Problem requirements
Quote the material below exactly as written, from the first line to the line that holds "const [selected, setSelected]", endpoints included.

Dataset excerpt

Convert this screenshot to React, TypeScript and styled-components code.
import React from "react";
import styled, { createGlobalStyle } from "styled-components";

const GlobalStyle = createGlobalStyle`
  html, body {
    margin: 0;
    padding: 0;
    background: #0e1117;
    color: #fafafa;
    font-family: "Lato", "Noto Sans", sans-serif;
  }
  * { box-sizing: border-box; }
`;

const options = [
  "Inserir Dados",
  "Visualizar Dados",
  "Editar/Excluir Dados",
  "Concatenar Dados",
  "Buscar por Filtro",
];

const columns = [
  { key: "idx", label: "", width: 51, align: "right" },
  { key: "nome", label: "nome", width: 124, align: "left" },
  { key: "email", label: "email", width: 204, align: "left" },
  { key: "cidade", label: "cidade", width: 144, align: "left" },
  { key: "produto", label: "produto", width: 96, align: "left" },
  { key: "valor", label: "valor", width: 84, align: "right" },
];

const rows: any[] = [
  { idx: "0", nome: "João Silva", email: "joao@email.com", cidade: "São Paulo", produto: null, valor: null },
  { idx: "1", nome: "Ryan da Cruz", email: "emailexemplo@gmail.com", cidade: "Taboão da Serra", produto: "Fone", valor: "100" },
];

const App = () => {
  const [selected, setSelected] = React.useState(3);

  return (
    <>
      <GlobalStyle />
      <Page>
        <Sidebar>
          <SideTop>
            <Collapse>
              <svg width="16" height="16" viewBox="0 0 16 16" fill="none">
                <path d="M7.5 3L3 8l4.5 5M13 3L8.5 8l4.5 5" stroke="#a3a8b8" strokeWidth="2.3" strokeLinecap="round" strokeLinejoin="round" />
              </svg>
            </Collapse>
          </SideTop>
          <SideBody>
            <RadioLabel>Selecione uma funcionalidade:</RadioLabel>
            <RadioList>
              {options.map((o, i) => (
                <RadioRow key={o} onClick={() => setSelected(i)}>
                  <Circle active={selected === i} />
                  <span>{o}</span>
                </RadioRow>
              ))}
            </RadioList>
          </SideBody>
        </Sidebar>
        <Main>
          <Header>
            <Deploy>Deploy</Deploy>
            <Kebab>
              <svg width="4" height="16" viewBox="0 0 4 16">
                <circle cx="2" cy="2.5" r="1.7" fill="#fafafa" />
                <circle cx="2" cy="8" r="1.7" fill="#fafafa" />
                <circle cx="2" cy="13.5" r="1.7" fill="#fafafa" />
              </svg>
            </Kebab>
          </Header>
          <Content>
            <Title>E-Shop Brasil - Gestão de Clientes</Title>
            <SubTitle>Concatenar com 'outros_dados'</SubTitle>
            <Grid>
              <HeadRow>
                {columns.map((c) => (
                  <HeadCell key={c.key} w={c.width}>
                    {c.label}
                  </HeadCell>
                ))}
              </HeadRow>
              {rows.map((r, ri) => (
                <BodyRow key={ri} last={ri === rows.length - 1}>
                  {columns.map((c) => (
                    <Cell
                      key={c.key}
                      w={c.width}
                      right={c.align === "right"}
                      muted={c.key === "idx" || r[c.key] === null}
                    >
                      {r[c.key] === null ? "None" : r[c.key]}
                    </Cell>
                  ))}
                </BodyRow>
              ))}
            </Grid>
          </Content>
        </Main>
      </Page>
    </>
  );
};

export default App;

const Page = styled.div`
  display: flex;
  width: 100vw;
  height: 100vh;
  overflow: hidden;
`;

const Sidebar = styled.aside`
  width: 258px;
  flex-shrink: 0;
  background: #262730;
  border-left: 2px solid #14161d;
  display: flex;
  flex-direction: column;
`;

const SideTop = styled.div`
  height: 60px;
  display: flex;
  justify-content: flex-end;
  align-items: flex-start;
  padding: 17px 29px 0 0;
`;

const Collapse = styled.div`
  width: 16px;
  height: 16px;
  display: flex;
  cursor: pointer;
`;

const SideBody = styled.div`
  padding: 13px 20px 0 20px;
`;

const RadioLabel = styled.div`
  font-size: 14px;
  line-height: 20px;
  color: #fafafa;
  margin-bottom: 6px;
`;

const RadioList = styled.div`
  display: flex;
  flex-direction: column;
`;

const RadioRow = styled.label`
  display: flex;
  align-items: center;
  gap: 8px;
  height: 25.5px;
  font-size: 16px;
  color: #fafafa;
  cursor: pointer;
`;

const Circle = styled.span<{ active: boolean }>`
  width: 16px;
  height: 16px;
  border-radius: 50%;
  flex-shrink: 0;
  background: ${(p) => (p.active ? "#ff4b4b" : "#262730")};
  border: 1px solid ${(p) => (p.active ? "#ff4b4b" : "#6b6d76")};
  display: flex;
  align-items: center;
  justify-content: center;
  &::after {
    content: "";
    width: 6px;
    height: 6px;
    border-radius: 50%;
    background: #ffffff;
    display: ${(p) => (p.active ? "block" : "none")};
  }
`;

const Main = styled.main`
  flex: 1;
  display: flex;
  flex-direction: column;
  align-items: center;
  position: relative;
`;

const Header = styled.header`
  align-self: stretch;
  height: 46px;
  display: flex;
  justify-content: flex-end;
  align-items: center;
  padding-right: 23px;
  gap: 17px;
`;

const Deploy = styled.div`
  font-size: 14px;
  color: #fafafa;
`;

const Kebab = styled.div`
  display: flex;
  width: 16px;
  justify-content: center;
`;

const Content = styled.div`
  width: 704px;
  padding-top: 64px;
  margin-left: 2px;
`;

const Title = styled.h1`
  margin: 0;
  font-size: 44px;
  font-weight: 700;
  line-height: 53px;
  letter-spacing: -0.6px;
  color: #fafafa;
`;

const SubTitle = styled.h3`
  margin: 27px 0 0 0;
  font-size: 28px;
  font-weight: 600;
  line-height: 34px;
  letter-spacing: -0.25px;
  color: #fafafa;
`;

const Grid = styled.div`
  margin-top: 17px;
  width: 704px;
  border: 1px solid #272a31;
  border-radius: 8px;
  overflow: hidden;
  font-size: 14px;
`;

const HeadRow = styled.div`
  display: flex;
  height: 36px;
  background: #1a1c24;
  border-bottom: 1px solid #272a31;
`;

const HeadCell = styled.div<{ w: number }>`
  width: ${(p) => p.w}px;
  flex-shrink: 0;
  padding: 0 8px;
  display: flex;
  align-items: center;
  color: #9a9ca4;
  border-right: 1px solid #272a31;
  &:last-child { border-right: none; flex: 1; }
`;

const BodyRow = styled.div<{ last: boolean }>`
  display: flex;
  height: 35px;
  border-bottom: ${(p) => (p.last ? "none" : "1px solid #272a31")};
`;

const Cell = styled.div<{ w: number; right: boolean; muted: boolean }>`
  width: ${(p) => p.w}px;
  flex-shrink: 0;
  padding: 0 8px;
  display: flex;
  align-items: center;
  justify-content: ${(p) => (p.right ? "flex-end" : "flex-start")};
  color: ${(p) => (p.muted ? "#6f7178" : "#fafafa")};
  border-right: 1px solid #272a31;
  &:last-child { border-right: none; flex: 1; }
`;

Written reply
Convert this screenshot to React, TypeScript and styled-components code.
import React from "react";
import styled, { createGlobalStyle } from "styled-components";

const GlobalStyle = createGlobalStyle`
  html, body {
    margin: 0;
    padding: 0;
    background: #0e1117;
    color: #fafafa;
    font-family: "Lato", "Noto Sans", sans-serif;
  }
  * { box-sizing: border-box; }
`;

const options = [
  "Inserir Dados",
  "Visualizar Dados",
  "Editar/Excluir Dados",
  "Concatenar Dados",
  "Buscar por Filtro",
];

const columns = [
  { key: "idx", label: "", width: 51, align: "right" },
  { key: "nome", label: "nome", width: 124, align: "left" },
  { key: "email", label: "email", width: 204, align: "left" },
  { key: "cidade", label: "cidade", width: 144, align: "left" },
  { key: "produto", label: "produto", width: 96, align: "left" },
  { key: "valor", label: "valor", width: 84, align: "right" },
];

const rows: any[] = [
  { idx: "0", nome: "João Silva", email: "joao@email.com", cidade: "São Paulo", produto: null, valor: null },
  { idx: "1", nome: "Ryan da Cruz", email: "emailexemplo@gmail.com", cidade: "Taboão da Serra", produto: "Fone", valor: "100" },
];

const App = () => {
  const [selected, setSelected] = React.useState(3);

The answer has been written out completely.